# 1993 chev trk paint peeling



## 93paintpeeler (Jan 2, 2003)

i am new to this board so bear with me. i have a 1993 c/1500 chev trk that has peeling paint. i purchased this trk new and the paint stated to peel in the year 2000. i went to the dealership where i purchased the trk and was informed that the trk was too old for them to do anything about it! i then wrote GM and was told the same thing. 
anyone have any info on how i could get GM to repaint my trk???
thanks, steve


----------



## long0 (Jul 11, 2002)

The only way I can see you getting GM to paint your truck is if you pay them to do it. I don't know of any company that would warranty a 10 year old product.

Andy


----------



## Mike 97 SS (Aug 11, 2002)

Let me guess, your truck is a LIGHT color, right? Baby blue? Silver? White? All these colors on Chevys start to peel after a while. I think I may have even seen a bright red one peeling once. What color you got? I bet its one of the ones I named. Mike


----------



## karl klein (Jan 28, 2001)

i thought that there was a special notice or maybe a recall about the paint peeling on the old chevys


----------



## Bishop (Jan 2, 2003)

I have a 1991 chevy, in 1993 I got a written notice from GM that anyone with a 88-93 chevy with paint problems to take the vehicle to a chevy dealer and if the paint problems is in the problem paint catagory, GM will sand the entire body down to bare metal, reprime and repaint the entire vehicle for free.
I went to a CHEVY DEALER because I had some paint spots comming off, the dealer said, "Only vehicles with the paint comming off in sheets, or large areas," are in the problem catagory.
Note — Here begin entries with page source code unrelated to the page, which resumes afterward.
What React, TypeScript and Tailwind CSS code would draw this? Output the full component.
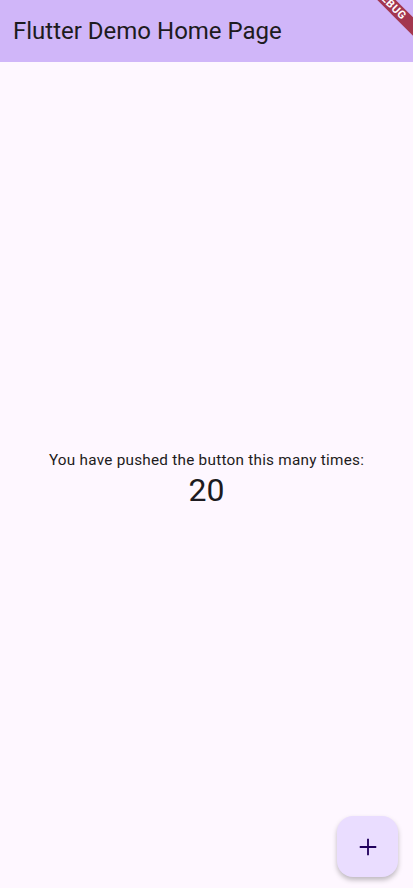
import { useState } from 'react';

export default function App(): JSX.Element {
  const [count, setCount] = useState(20);

  return (
    <div className="relative flex h-[888px] w-[413px] flex-col overflow-hidden bg-[#fef7ff] font-['Roboto',sans-serif] text-[#1d1b20]">
      <header className="flex h-[62px] shrink-0 items-center bg-[#d0b6f9] px-[13px]">
        <h1 className="text-[24px] font-normal leading-none">Flutter Demo Home Page</h1>
      </header>

      <main className="flex flex-1 flex-col items-center justify-center pt-[10px]">
        <p className="text-[15.3px] leading-[20px] tracking-[0.25px]">You have pushed the button this many times:</p>
        <p className="text-[32px] leading-[40px]">{count}</p>
      </main>

      <button
        onClick={() => setCount(count + 1)}
        className="absolute left-[337px] top-[816px] flex h-[61px] w-[61px] items-center justify-center rounded-[16px] bg-[#eaddff] text-[#21005d] shadow-[0_3px_5px_rgba(0,0,0,0.25)]"
        aria-label="Increment"
      >
        <svg width="22" height="22" viewBox="0 0 24 24" fill="none" stroke="currentColor" strokeWidth="2">
          <path d="M12 3v18M3 12h18" />
        </svg>
      </button>

      {/* debug banner */}
      <div className="pointer-events-none absolute left-[331px] top-[-2px] flex h-[13px] w-[120px] rotate-45 items-center justify-center bg-[#a3364f] text-[11px] font-bold leading-none tracking-[0.5px] text-white">
        DEBUG
      </div>
    </div>
  );
}
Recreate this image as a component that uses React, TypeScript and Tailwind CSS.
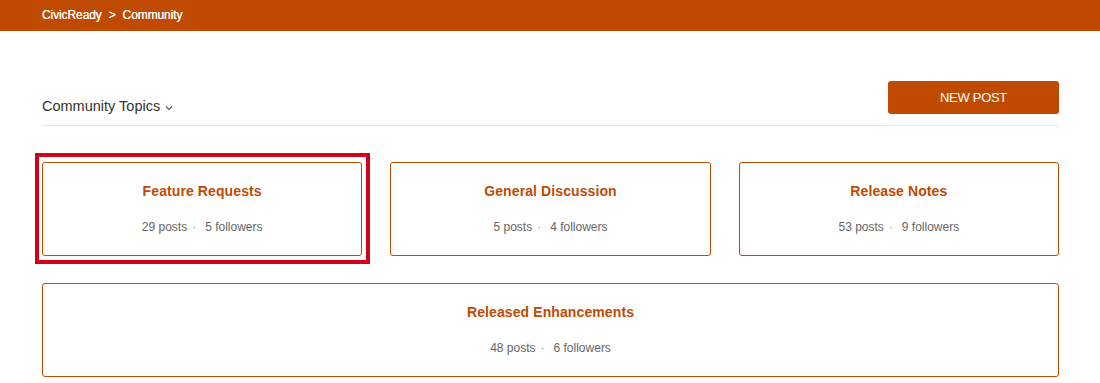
import React from "react";

const topics = [
  { name: "Feature Requests", posts: 29, followers: 5, highlight: true },
  { name: "General Discussion", posts: 5, followers: 4 },
  { name: "Release Notes", posts: 53, followers: 9 },
];

function Card({ name, posts, followers, highlight }: { name: string; posts: number; followers: number; highlight?: boolean }) {
  return (
    <div className="relative flex h-[94px] flex-col items-center rounded-[3px] border border-[#c04b00] bg-white">
      {highlight && (
        <div className="pointer-events-none absolute left-[-8px] right-[-9px] top-[-10px] bottom-[-9px] border-4 border-[#d0021b]" />
      )}
      <div className="mt-[19px] text-[14px] font-bold leading-[18px] tracking-[0.1px] text-[#c04b00]">{name}</div>
      <div className="mt-[20px] flex items-center text-[12px] leading-[14px] text-[#666666]">
        <span>{posts} posts</span>
        <span className="ml-[5px] mr-[9px] text-[#999]">·</span>
        <span>{followers} followers</span>
      </div>
    </div>
  );
}

export default function App() {
  return (
    <div className="min-h-[383px] bg-white" style={{ fontFamily: '"Liberation Sans", Arial, sans-serif' }}>
      <div className="flex h-[31px] items-start bg-[#c04b00] px-[42px] pt-[7px] text-[12px] leading-[16px] tracking-[-0.1px] text-white [text-shadow:0_0_0.4px_#fff]">
        <span>CivicReady</span>
        <span className="mx-[7px]">&gt;</span>
        <span>Community</span>
      </div>
      <div className="px-[42px] pr-[41px]">
        <div className="mt-[50px] flex items-end justify-between border-b border-[#e8e8e8] pb-[10px]">
          <div className="flex items-center text-[14.5px] leading-[18px] text-[#333333]">
            Community Topics
            <svg className="ml-[5px] mt-[3px]" width="8" height="6" viewBox="0 0 8 6" fill="none">
              <path d="M1 1.5 L4 4.5 L7 1.5" stroke="#555" strokeWidth="1.1" />
            </svg>
          </div>
          <button className="mb-[1px] h-[33px] w-[171px] rounded-[3px] bg-[#c04b00] text-[13px] tracking-[-0.3px] text-white">
            NEW POST
          </button>
        </div>
        <div className="mt-[36px] grid grid-cols-3 gap-x-[28px]">
          {topics.map((t) => (
            <Card key={t.name} {...t} />
          ))}
        </div>
        <div className="mt-[27px]">
          <Card name="Released Enhancements" posts={48} followers={6} />
        </div>
      </div>
    </div>
  );
}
They said I did not qualify because my paint problem appeared "Minor." My truck had been garaged 80% of the time.

Three years later and after my truck was forced to stay outside uncovered 100% for the last two years, the paint was comming off in sheets, just like GM said. I contacted GM again and they said I waited too long, my truck was now five years old and they will not do anything.
Those vehicles that were garaged or under carports, the paint peeling was delayed just enough years for GM to say "Go Away."

I got a cheap paint job fours years ago just to keep the body from getting rusty. The truck looks good now. It's 12 years old with a good paint finish, not bad looking for a 12 years old Suburban.


----------



## John DiMartino (Jan 22, 2000)

The GM paint issues are horror storys,ive got a few too.I just buy Dodges now,Gm stuck it to me one to many times.My Dodges have needed less work than the GM's anyway.


----------



## LB Landscaping (Sep 4, 2002)

I had an 88 Chevy car a few years back and had a similar problem. I got a dealership near me to paint the entire care for free. I just kept *****ing until they gave in. They stripped it down to nothing and started fresh, looked MINT when it was done. I have an 88 GMC with original paint but it has no issues. I was told it involves the prep at the time of painting. Good luck!!!


----------



## NoStockBikes!! (Oct 29, 2002)

I thought I had heard something about silicon being the culprit....


----------